When Should You Use Apache Arrow?
Use Arrow when:
- You need fast in memory data exchange
- You build analytics engines
- You move data between languages
- You want vectorized performance
Arrow is more advanced use case tool.
Final Thoughts on CSV vs Parquet vs Arrow
There is no one size fits all answer.
CSV is simple and universal but not optimized.
Parquet is powerful for storage and analytics.
Arrow is high performance in memory format.
Understanding difference between CSV, Parquet and Apache Arrow will help you design better data pipelines and avoid performance bottlenecks later.
Sometimes developers choose CSV just because it is easy. Later system becomes slow and expensive. Choosing right format early saves time and money both.
FAQs
1. What is the main difference between CSV and Parquet?
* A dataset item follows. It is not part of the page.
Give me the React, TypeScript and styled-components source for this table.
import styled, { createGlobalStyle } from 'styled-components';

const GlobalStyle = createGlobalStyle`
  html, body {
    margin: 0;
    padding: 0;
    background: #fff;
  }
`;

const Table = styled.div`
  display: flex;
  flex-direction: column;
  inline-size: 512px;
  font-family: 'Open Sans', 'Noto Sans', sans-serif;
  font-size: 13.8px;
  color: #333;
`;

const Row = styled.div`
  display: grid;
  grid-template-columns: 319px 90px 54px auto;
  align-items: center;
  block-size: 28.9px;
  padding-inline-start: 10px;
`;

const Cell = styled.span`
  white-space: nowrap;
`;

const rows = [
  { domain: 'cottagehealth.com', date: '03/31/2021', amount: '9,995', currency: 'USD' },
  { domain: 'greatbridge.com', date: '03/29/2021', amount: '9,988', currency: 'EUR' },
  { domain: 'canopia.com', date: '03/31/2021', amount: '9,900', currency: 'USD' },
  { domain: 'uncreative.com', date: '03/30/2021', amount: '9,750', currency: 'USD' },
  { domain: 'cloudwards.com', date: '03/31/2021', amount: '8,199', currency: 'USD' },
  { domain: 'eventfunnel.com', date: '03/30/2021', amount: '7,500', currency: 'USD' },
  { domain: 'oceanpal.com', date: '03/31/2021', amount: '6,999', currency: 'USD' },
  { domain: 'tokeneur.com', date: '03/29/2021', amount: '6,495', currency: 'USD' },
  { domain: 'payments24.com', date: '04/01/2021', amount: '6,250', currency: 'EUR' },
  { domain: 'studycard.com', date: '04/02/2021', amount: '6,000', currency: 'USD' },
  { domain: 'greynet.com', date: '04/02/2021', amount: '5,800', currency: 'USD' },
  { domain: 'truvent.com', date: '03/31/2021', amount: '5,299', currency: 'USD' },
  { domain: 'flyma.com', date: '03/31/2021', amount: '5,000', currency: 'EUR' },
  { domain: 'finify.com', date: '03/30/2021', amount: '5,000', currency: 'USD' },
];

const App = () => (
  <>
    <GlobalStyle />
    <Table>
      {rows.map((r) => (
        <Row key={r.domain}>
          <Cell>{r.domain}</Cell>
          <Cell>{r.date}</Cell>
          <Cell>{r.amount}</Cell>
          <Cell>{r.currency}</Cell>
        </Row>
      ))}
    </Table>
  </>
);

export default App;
CSV is row based text format without compression and schema. Parquet is columnar compressed format with schema support and better performance for analytics.
2. Is Parquet faster than CSV?
Yes, especially for big data queries. Parquet reads only required columns and supports predicate pushdown.
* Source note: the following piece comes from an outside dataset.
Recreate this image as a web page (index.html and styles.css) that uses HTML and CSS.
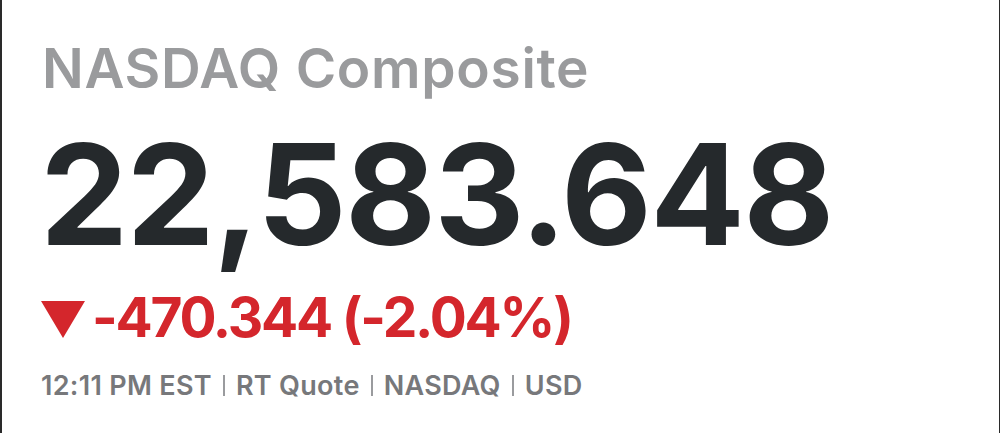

3. What is Apache Arrow used for?
Apache Arrow is mainly used for fast in memory data processing and data interchange between systems.
4. Can Arrow replace Parquet?
Not exactly. Arrow is optimized for memory operations while Parquet is optimized for disk storage.
5. Why is Parquet smaller than CSV?
Because Parquet uses compression and columnar encoding which reduces file size.
6. Is CSV outdated?
Not fully. It is still widely used for small datasets and simple data sharing.
7. Which format is best for machine learning?
Parquet for storage, Arrow for in memory processing, depending on pipeline architecture.
8. Does Parquet support schema evolution?
Yes, Parquet supports schema evolution better than CSV.
9. Can Excel open Parquet files?
No, Excel does not directly support Parquet without additional tools.
10. Which format should beginners start with?
Beginners can start with CSV because it is simple. Later they should learn Parquet and Arrow for advanced analytics work.